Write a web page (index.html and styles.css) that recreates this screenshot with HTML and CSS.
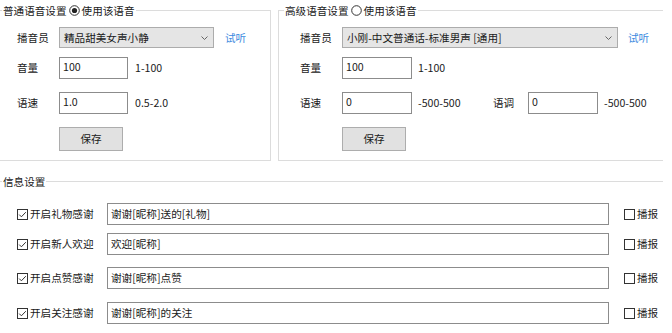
FILE: index.html
```html
<!DOCTYPE html>
<html lang="zh-CN">
<head>
<meta charset="utf-8">
<title>语音设置</title>
<link rel="stylesheet" href="styles.css">
</head>
<body>
<div class="top">
  <fieldset class="group g-left">
    <legend><span>普通语音设置</span><svg class="radio" width="11" height="11" viewBox="0 0 11 11"><circle cx="5.5" cy="5.5" r="4.8" fill="#fff" stroke="#333" stroke-width="1"/><circle cx="5.5" cy="5.5" r="2.6" fill="#222"/></svg><span>使用该语音</span></legend>
    <div class="gbody">
      <div class="row r1"><span class="lbl">播音员</span><div class="select sel-l"><span>精品甜美女声小静</span><svg class="chev" width="7" height="4" viewBox="0 0 7 4"><polyline points="0.5,0.5 3.5,3.5 6.5,0.5" fill="none" stroke="#666" stroke-width="1"/></svg></div><span class="link lk-l">试听</span></div>
      <div class="row r2"><span class="lbl">音量</span><div class="input in-l">100</div><span class="hint hl">1-100</span></div>
      <div class="row r3"><span class="lbl">语速</span><div class="input in-l">1.0</div><span class="hint hl">0.5-2.0</span></div>
      <div class="row r4"><span class="lbl"></span><div class="btn">保存</div></div>
    </div>
  </fieldset>
  <fieldset class="group g-right">
    <legend><span>高级语音设置</span><svg class="radio" width="11" height="11" viewBox="0 0 11 11"><circle cx="5.5" cy="5.5" r="4.8" fill="#fff" stroke="#333" stroke-width="1"/></svg><span>使用该语音</span></legend>
    <div class="gbody">
      <div class="row r1"><span class="lbl">播音员</span><div class="select sel-r"><span>小刚-中文普通话-标准男声 [通用]</span><svg class="chev" width="7" height="4" viewBox="0 0 7 4"><polyline points="0.5,0.5 3.5,3.5 6.5,0.5" fill="none" stroke="#666" stroke-width="1"/></svg></div><span class="link lk-r">试听</span></div>
      <div class="row r2"><span class="lbl">音量</span><div class="input in-r">100</div><span class="hint hr">1-100</span></div>
      <div class="row r3"><span class="lbl">语速</span><div class="input in-r">0</div><span class="hint hr range">-500-500</span><span class="lbl2">语调</span><div class="input in-r">0</div><span class="hint hr2">-500-500</span></div>
      <div class="row r4"><span class="lbl"></span><div class="btn">保存</div></div>
    </div>
  </fieldset>
</div>
<fieldset class="info">
  <legend><span>信息设置</span></legend>
  <div class="ibody">
    <div class="msg m1"><label class="chk"><svg class="box" width="11" height="11" viewBox="0 0 11 11"><rect x="0.5" y="0.5" width="10" height="10" fill="#fff" stroke="#333"/><polyline points="2.2,5.6 4.4,7.8 8.8,3.2" fill="none" stroke="#333" stroke-width="1"/></svg><span>开启礼物感谢</span></label><div class="input msg-in">谢谢[昵称]送的[礼物]</div><label class="rep"><svg class="box" width="11" height="11" viewBox="0 0 11 11"><rect x="0.5" y="0.5" width="10" height="10" fill="#fff" stroke="#333"/></svg><span>播报</span></label></div>
    <div class="msg m2"><label class="chk"><svg class="box" width="11" height="11" viewBox="0 0 11 11"><rect x="0.5" y="0.5" width="10" height="10" fill="#fff" stroke="#333"/><polyline points="2.2,5.6 4.4,7.8 8.8,3.2" fill="none" stroke="#333" stroke-width="1"/></svg><span>开启新人欢迎</span></label><div class="input msg-in">欢迎[昵称]</div><label class="rep"><svg class="box" width="11" height="11" viewBox="0 0 11 11"><rect x="0.5" y="0.5" width="10" height="10" fill="#fff" stroke="#333"/></svg><span>播报</span></label></div>
    <div class="msg m3"><label class="chk"><svg class="box" width="11" height="11" viewBox="0 0 11 11"><rect x="0.5" y="0.5" width="10" height="10" fill="#fff" stroke="#333"/><polyline points="2.2,5.6 4.4,7.8 8.8,3.2" fill="none" stroke="#333" stroke-width="1"/></svg><span>开启点赞感谢</span></label><div class="input msg-in">谢谢[昵称]点赞</div><label class="rep"><svg class="box" width="11" height="11" viewBox="0 0 11 11"><rect x="0.5" y="0.5" width="10" height="10" fill="#fff" stroke="#333"/></svg><span>播报</span></label></div>
    <div class="msg m4"><label class="chk"><svg class="box" width="11" height="11" viewBox="0 0 11 11"><rect x="0.5" y="0.5" width="10" height="10" fill="#fff" stroke="#333"/><polyline points="2.2,5.6 4.4,7.8 8.8,3.2" fill="none" stroke="#333" stroke-width="1"/></svg><span>开启关注感谢</span></label><div class="input msg-in">谢谢[昵称]的关注</div><label class="rep"><svg class="box" width="11" height="11" viewBox="0 0 11 11"><rect x="0.5" y="0.5" width="10" height="10" fill="#fff" stroke="#333"/></svg><span>播报</span></label></div>
  </div>
</fieldset>
</body>
</html>
```
FILE: styles.css
```css
* { box-sizing: border-box; }
html, body { background: #fff; }
body {
  margin: 0;
  padding-top: 2px;
  width: 672px;
  height: 333px;
  overflow: hidden;
  font-family: "Noto Sans CJK SC", "Noto Sans", sans-serif;
  font-size: 10.6px;
  line-height: 16px;
  color: #1a1a1a;
}
.top {
  display: flex;
  gap: 7px;
  margin-left: -5px;
}
fieldset { min-width: 0; margin: 0; }
.group {
  border: 1px solid #dcdcdc;
  padding: 9px 0 9px 0;
}
.g-left { width: 276px; border-left: none; }
.g-right { width: 385px; border-right: none; }
.gbody { padding-left: 21px; }
.g-left .gbody { padding-left: 22px; }
legend {
  padding: 0 1px;
  line-height: 16px;
  height: 16px;
  white-space: nowrap;
}
.g-left legend { margin-left: 7px; }
.g-right legend { margin-left: 5px; }
legend span, legend svg { vertical-align: middle; }
.radio { margin: 0 2px 0 2px; position: relative; top: -1px; }

.row { display: flex; align-items: center; }
.r1 { height: 21px; }
.r2 { height: 22px; margin-top: 9px; }
.r3 { height: 22px; margin-top: 13px; }
.r4 { height: 24px; margin-top: 13px; }
.lbl { width: 42px; flex: none; }
.lbl2 { width: 35px; flex: none; }

.select {
  height: 21px;
  background: #e5e5e5;
  border: 1px solid #acacac;
  display: flex;
  align-items: center;
  justify-content: space-between;
  padding: 0 5px 0 4px;
  flex: none;
}
.sel-l { width: 155px; }
.sel-r { width: 276px; }
.chev { flex: none; }
.link { color: #3b8ae0; }
.lk-l { margin-left: 11px; }
.lk-r { margin-left: 10px; }

.input {
  height: 22px;
  background: #fff;
  border: 1px solid #8c8c8c;
  padding: 1px 0 0 3px;
  flex: none;
  align-self: flex-start;
}
.in-l { width: 69px; }
.in-r { width: 70px; }
.hint { flex: none; }
.hl { margin-left: 7px; }
.hr { margin-left: 6px; }
.range { width: 75px; }
.hr2 { margin-left: 6px; }

.btn {
  width: 64px;
  height: 24px;
  background: #e1e1e1;
  border: 1px solid #adadad;
  display: flex;
  align-items: center;
  justify-content: center;
}

.info {
  margin: 12px 0 0 -5px;
  width: 668px;
  border: 0;
  border-top: 1px solid #dcdcdc;
  padding: 14px 0 0 0;
}
.info legend { margin-left: 7px; }
.ibody { padding-left: 22px; }
.msg { display: flex; align-items: center; height: 22px; }
.m2 { margin-top: 8px; }
.m3 { margin-top: 12px; }
.m4 { margin-top: 13px; }
.chk { width: 90px; flex: none; display: flex; align-items: center; }
.box { flex: none; margin-right: 2px; }
.msg-in { width: 502px; padding-top: 2px; }
.rep { margin-left: 15px; display: flex; align-items: center; }
```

────────

» **WHAT THIS TASK INVOLVES**: Restate the whole listing above exactly, except for its images.

» **RESULT OF THE TASK**:
Write a web page (index.html and styles.css) that recreates this screenshot with HTML and CSS.
FILE: index.html
```html
<!DOCTYPE html>
<html lang="zh-CN">
<head>
<meta charset="utf-8">
<title>语音设置</title>
<link rel="stylesheet" href="styles.css">
</head>
<body>
<div class="top">
  <fieldset class="group g-left">
    <legend><span>普通语音设置</span><svg class="radio" width="11" height="11" viewBox="0 0 11 11"><circle cx="5.5" cy="5.5" r="4.8" fill="#fff" stroke="#333" stroke-width="1"/><circle cx="5.5" cy="5.5" r="2.6" fill="#222"/></svg><span>使用该语音</span></legend>
    <div class="gbody">
      <div class="row r1"><span class="lbl">播音员</span><div class="select sel-l"><span>精品甜美女声小静</span><svg class="chev" width="7" height="4" viewBox="0 0 7 4"><polyline points="0.5,0.5 3.5,3.5 6.5,0.5" fill="none" stroke="#666" stroke-width="1"/></svg></div><span class="link lk-l">试听</span></div>
      <div class="row r2"><span class="lbl">音量</span><div class="input in-l">100</div><span class="hint hl">1-100</span></div>
      <div class="row r3"><span class="lbl">语速</span><div class="input in-l">1.0</div><span class="hint hl">0.5-2.0</span></div>
      <div class="row r4"><span class="lbl"></span><div class="btn">保存</div></div>
    </div>
  </fieldset>
  <fieldset class="group g-right">
    <legend><span>高级语音设置</span><svg class="radio" width="11" height="11" viewBox="0 0 11 11"><circle cx="5.5" cy="5.5" r="4.8" fill="#fff" stroke="#333" stroke-width="1"/></svg><span>使用该语音</span></legend>
    <div class="gbody">
      <div class="row r1"><span class="lbl">播音员</span><div class="select sel-r"><span>小刚-中文普通话-标准男声 [通用]</span><svg class="chev" width="7" height="4" viewBox="0 0 7 4"><polyline points="0.5,0.5 3.5,3.5 6.5,0.5" fill="none" stroke="#666" stroke-width="1"/></svg></div><span class="link lk-r">试听</span></div>
      <div class="row r2"><span class="lbl">音量</span><div class="input in-r">100</div><span class="hint hr">1-100</span></div>
      <div class="row r3"><span class="lbl">语速</span><div class="input in-r">0</div><span class="hint hr range">-500-500</span><span class="lbl2">语调</span><div class="input in-r">0</div><span class="hint hr2">-500-500</span></div>
      <div class="row r4"><span class="lbl"></span><div class="btn">保存</div></div>
    </div>
  </fieldset>
</div>
<fieldset class="info">
  <legend><span>信息设置</span></legend>
  <div class="ibody">
    <div class="msg m1"><label class="chk"><svg class="box" width="11" height="11" viewBox="0 0 11 11"><rect x="0.5" y="0.5" width="10" height="10" fill="#fff" stroke="#333"/><polyline points="2.2,5.6 4.4,7.8 8.8,3.2" fill="none" stroke="#333" stroke-width="1"/></svg><span>开启礼物感谢</span></label><div class="input msg-in">谢谢[昵称]送的[礼物]</div><label class="rep"><svg class="box" width="11" height="11" viewBox="0 0 11 11"><rect x="0.5" y="0.5" width="10" height="10" fill="#fff" stroke="#333"/></svg><span>播报</span></label></div>
    <div class="msg m2"><label class="chk"><svg class="box" width="11" height="11" viewBox="0 0 11 11"><rect x="0.5" y="0.5" width="10" height="10" fill="#fff" stroke="#333"/><polyline points="2.2,5.6 4.4,7.8 8.8,3.2" fill="none" stroke="#333" stroke-width="1"/></svg><span>开启新人欢迎</span></label><div class="input msg-in">欢迎[昵称]</div><label class="rep"><svg class="box" width="11" height="11" viewBox="0 0 11 11"><rect x="0.5" y="0.5" width="10" height="10" fill="#fff" stroke="#333"/></svg><span>播报</span></label></div>
    <div class="msg m3"><label class="chk"><svg class="box" width="11" height="11" viewBox="0 0 11 11"><rect x="0.5" y="0.5" width="10" height="10" fill="#fff" stroke="#333"/><polyline points="2.2,5.6 4.4,7.8 8.8,3.2" fill="none" stroke="#333" stroke-width="1"/></svg><span>开启点赞感谢</span></label><div class="input msg-in">谢谢[昵称]点赞</div><label class="rep"><svg class="box" width="11" height="11" viewBox="0 0 11 11"><rect x="0.5" y="0.5" width="10" height="10" fill="#fff" stroke="#333"/></svg><span>播报</span></label></div>
    <div class="msg m4"><label class="chk"><svg class="box" width="11" height="11" viewBox="0 0 11 11"><rect x="0.5" y="0.5" width="10" height="10" fill="#fff" stroke="#333"/><polyline points="2.2,5.6 4.4,7.8 8.8,3.2" fill="none" stroke="#333" stroke-width="1"/></svg><span>开启关注感谢</span></label><div class="input msg-in">谢谢[昵称]的关注</div><label class="rep"><svg class="box" width="11" height="11" viewBox="0 0 11 11"><rect x="0.5" y="0.5" width="10" height="10" fill="#fff" stroke="#333"/></svg><span>播报</span></label></div>
  </div>
</fieldset>
</body>
</html>
```
FILE: styles.css
```css
* { box-sizing: border-box; }
html, body { background: #fff; }
body {
  margin: 0;
  padding-top: 2px;
  width: 672px;
  height: 333px;
  overflow: hidden;
  font-family: "Noto Sans CJK SC", "Noto Sans", sans-serif;
  font-size: 10.6px;
  line-height: 16px;
  color: #1a1a1a;
}
.top {
  display: flex;
  gap: 7px;
  margin-left: -5px;
}
fieldset { min-width: 0; margin: 0; }
.group {
  border: 1px solid #dcdcdc;
  padding: 9px 0 9px 0;
}
.g-left { width: 276px; border-left: none; }
.g-right { width: 385px; border-right: none; }
.gbody { padding-left: 21px; }
.g-left .gbody { padding-left: 22px; }
legend {
  padding: 0 1px;
  line-height: 16px;
  height: 16px;
  white-space: nowrap;
}
.g-left legend { margin-left: 7px; }
.g-right legend { margin-left: 5px; }
legend span, legend svg { vertical-align: middle; }
.radio { margin: 0 2px 0 2px; position: relative; top: -1px; }

.row { display: flex; align-items: center; }
.r1 { height: 21px; }
.r2 { height: 22px; margin-top: 9px; }
.r3 { height: 22px; margin-top: 13px; }
.r4 { height: 24px; margin-top: 13px; }
.lbl { width: 42px; flex: none; }
.lbl2 { width: 35px; flex: none; }

.select {
  height: 21px;
  background: #e5e5e5;
  border: 1px solid #acacac;
  display: flex;
  align-items: center;
  justify-content: space-between;
  padding: 0 5px 0 4px;
  flex: none;
}
.sel-l { width: 155px; }
.sel-r { width: 276px; }
.chev { flex: none; }
.link { color: #3b8ae0; }
.lk-l { margin-left: 11px; }
.lk-r { margin-left: 10px; }

.input {
  height: 22px;
  background: #fff;
  border: 1px solid #8c8c8c;
  padding: 1px 0 0 3px;
  flex: none;
  align-self: flex-start;
}
.in-l { width: 69px; }
.in-r { width: 70px; }
.hint { flex: none; }
.hl { margin-left: 7px; }
.hr { margin-left: 6px; }
.range { width: 75px; }
.hr2 { margin-left: 6px; }

.btn {
  width: 64px;
  height: 24px;
  background: #e1e1e1;
  border: 1px solid #adadad;
  display: flex;
  align-items: center;
  justify-content: center;
}

.info {
  margin: 12px 0 0 -5px;
  width: 668px;
  border: 0;
  border-top: 1px solid #dcdcdc;
  padding: 14px 0 0 0;
}
.info legend { margin-left: 7px; }
.ibody { padding-left: 22px; }
.msg { display: flex; align-items: center; height: 22px; }
.m2 { margin-top: 8px; }
.m3 { margin-top: 12px; }
.m4 { margin-top: 13px; }
.chk { width: 90px; flex: none; display: flex; align-items: center; }
.box { flex: none; margin-right: 2px; }
.msg-in { width: 502px; padding-top: 2px; }
.rep { margin-left: 15px; display: flex; align-items: center; }
```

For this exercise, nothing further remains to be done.